| 4:40 pm on Jul 11, 2012 (gmt 0)|
I'm a publisher on the commssion junction network.
Been getting a ton of these emails as of today (each affiliate is sending me the same email with same boiler-plate text):
|Dear (edited) Affiliate, |
As you may know, The Federal Trade Commission (FTC) has strict guidelines that relate to affiliates who offer reviews, rankings, endorsements and testimonials; and we require all affiliates of our Commission Junction program to comply with these requirements.
To be compliant with the FTC Guides Concerning the Use of Endorsements and Testimonials in Advertising, (edited) expressly requires you to disclose that there is a "material connection" between you and (edited) anytime you offer an endorsement or testimonial on our services.

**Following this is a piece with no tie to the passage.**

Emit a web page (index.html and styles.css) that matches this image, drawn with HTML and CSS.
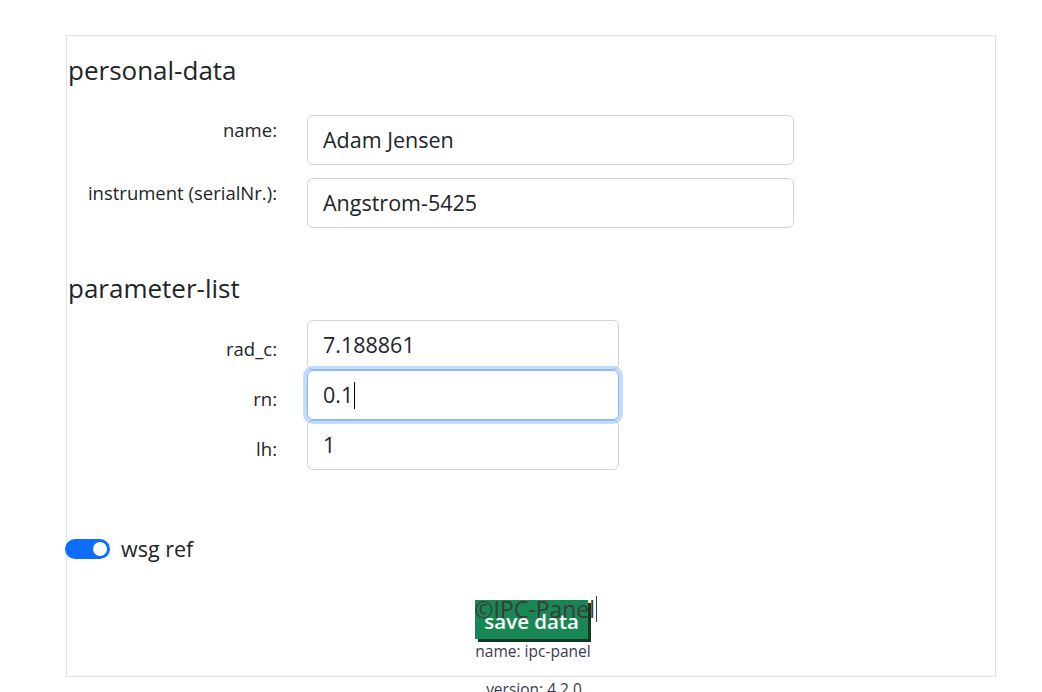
FILE: index.html
```html
<!DOCTYPE html>
<html lang="en">
<head>
<meta charset="utf-8">
<title>ipc-panel</title>
<link rel="stylesheet" href="styles.css">
</head>
<body>
<div class="panel">
  <h4 class="section-title first">personal-data</h4>
  <div class="field-row">
    <label class="field-label">name:</label>
    <div class="field-input wide">Adam Jensen</div>
  </div>
  <div class="field-row second">
    <label class="field-label">instrument (serialNr.):</label>
    <div class="field-input wide">Angstrom-5425</div>
  </div>

  <h4 class="section-title params">parameter-list</h4>
  <div class="param-list">
    <div class="param-row">
      <label class="param-label">rad_c:</label>
      <div class="field-input narrow">7.188861</div>
    </div>
    <div class="param-row">
      <label class="param-label">rn:</label>
      <div class="field-input narrow focused">0.1<span class="caret"></span></div>
    </div>
    <div class="param-row">
      <label class="param-label">lh:</label>
      <div class="field-input narrow">1</div>
    </div>
  </div>

  <div class="switch-row">
    <span class="switch"><span class="knob"></span></span>
    <span class="switch-label">wsg ref</span>
  </div>

  <div class="footer">
    <div class="footer-stack">
      <span class="copyright">©IPC-Panel</span>
      <button class="btn-save"><span class="btn-text">save data</span></button>
      <div class="app-name">name: ipc-panel</div>
    </div>
  </div>
</div>
<div class="version">version: 4.2.0</div>
</body>
</html>
```

FILE: styles.css
```css
* { box-sizing: border-box; }
html, body { margin: 0; padding: 0; background: #fff; }
body {
  font-family: "Open Sans", "Noto Sans", sans-serif;
  color: #212529;
  height: 692px;
  overflow: hidden;
}
.panel {
  margin: 35px 0 0 66px;
  width: 930px;
  height: 642px;
  border: 1px solid #dee2e6;
  display: flex;
  flex-direction: column;
}
.section-title {
  margin: 0;
  font-size: 26px;
  font-weight: 400;
  line-height: 30px;
  padding-left: 1px;
}
.section-title.first { margin-top: 19px; }
.section-title.params { margin-top: 45px; }

.field-row {
  display: flex;
  align-items: flex-start;
  margin-top: 30px;
}
.field-row.second { margin-top: 13px; }
.field-label {
  width: 210px;
  text-align: right;
  font-size: 18.5px;
  line-height: 24px;
  padding-top: 3px;
  margin-right: 30px;
}
.field-input {
  height: 50px;
  border: 1px solid #ced4da;
  border-radius: 6px;
  padding: 0 15px;
  font-size: 21.5px;
  line-height: 48px;
  background: #fff;
  color: #212529;
}
.field-input.wide { width: 487px; }
.field-input.narrow { width: 312px; }
.field-input.focused {
  border-color: #86b7fe;
  box-shadow: 0 0 0 4px rgba(13, 110, 253, 0.25);
  position: relative;
  z-index: 1;
}
.caret {
  display: inline-block;
  width: 1px;
  height: 27px;
  background: #000;
  vertical-align: -6px;
  margin-left: 1px;
}

.param-list {
  margin-top: 17px;
  display: flex;
  flex-direction: column;
}
.param-row {
  display: flex;
  align-items: center;
  height: 50px;
}
.param-label {
  width: 210px;
  text-align: right;
  font-size: 18.5px;
  line-height: 24px;
  padding-top: 7px;
  margin-right: 30px;
}

.switch-row {
  display: flex;
  align-items: center;
  margin-top: 64px;
  margin-left: -2px;
}
.switch {
  width: 45px;
  height: 20px;
  border-radius: 10px;
  background: #0d6efd;
  display: flex;
  align-items: center;
  justify-content: flex-end;
  padding-right: 3px;
}
.knob {
  width: 14px;
  height: 14px;
  border-radius: 50%;
  background: #fff;
}
.switch-label {
  margin-left: 11px;
  font-size: 21.5px;
  line-height: 30px;
}

.footer {
  display: flex;
  justify-content: center;
  margin-top: 36px;
  padding-left: 4px;
}
.footer-stack {
  position: relative;
  display: flex;
  flex-direction: column;
  align-items: flex-start;
}
.copyright {
  position: absolute;
  left: -1px;
  top: -4px;
  z-index: 1;
  font-size: 23px;
  line-height: 26px;
  color: #3b3b3b;
  white-space: nowrap;
  padding-right: 1px;
  border-right: 1px solid #4a2a6a;
}
.btn-save {
  border: none;
  background: #198754;
  box-shadow: 3px 3px 0 #0d3a25;
  padding: 3px 9px 0;
  height: 39px;
  font-family: inherit;
  font-size: 20.5px;
  font-weight: 600;
  color: #fff;
  line-height: 36px;
  margin: 0;
  border-radius: 0;
}
.btn-text { position: relative; z-index: 2; }
.app-name {
  margin-top: 2px;
  font-size: 15.5px;
  line-height: 20px;
  color: #3a3a4e;
}
.version {
  text-align: center;
  margin-left: 66px;
  width: 930px;
  padding-left: 6px;
  margin-top: 1px;
  font-size: 15.5px;
  line-height: 22px;
  color: #3a3a4e;
}
```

View more information about (edited)'s strict adherence to the FTC Endorsement Requirement.
WHAT IT MEANS FOR YOU
If you provide reviews, rankings, endorsements or testimonials about a service for which you receive commissions from us, you must clearly disclose the fact that you receive such compensation in a clear and prominent place--that is close to your endorsement.
The FTC takes the Endorsement guidelines seriously and has started to enforce them for both content providers like yourself and advertisers like (edited).
As an advertiser, (edited) may monitor affiliate sites to be sure our services are represented appropriately. As stated in our Affiliate Agreement, failure to comply with the endorsement guidelines could result in removal from our affiliate program and the cancellation of commissions.
TIPS FOR MAKING SURE YOUR SITE IS COMPLIANT
To make it easier for you, we've pulled together information, based on a recent FTC enforcement case, to illustrate ways you can disclose a material connection between you and your advertisers. Take a few minutes to review this summary at:
(edited) Affiliate Disclosure Requirements and Examples
The FTC also offers a variety of resources to help make it easier for you to comply with the guidelines, including:
Guides Concerning the Use of Endorsements and Testimonials in Advertising
The FTC's Revised Endorsement Guides: What People are Asking
Dot Com Disclosures: Information About Online Advertising
Please note: These links are intended to provide guidance only. If you provide endorsements of some type, you should obtain legal advice on how the FTC rules apply to you.
Please take steps immediately to make sure your site is in compliance with these guidelines. Several of our leading affiliates have already posted their disclosures, and they continue to enjoy great success.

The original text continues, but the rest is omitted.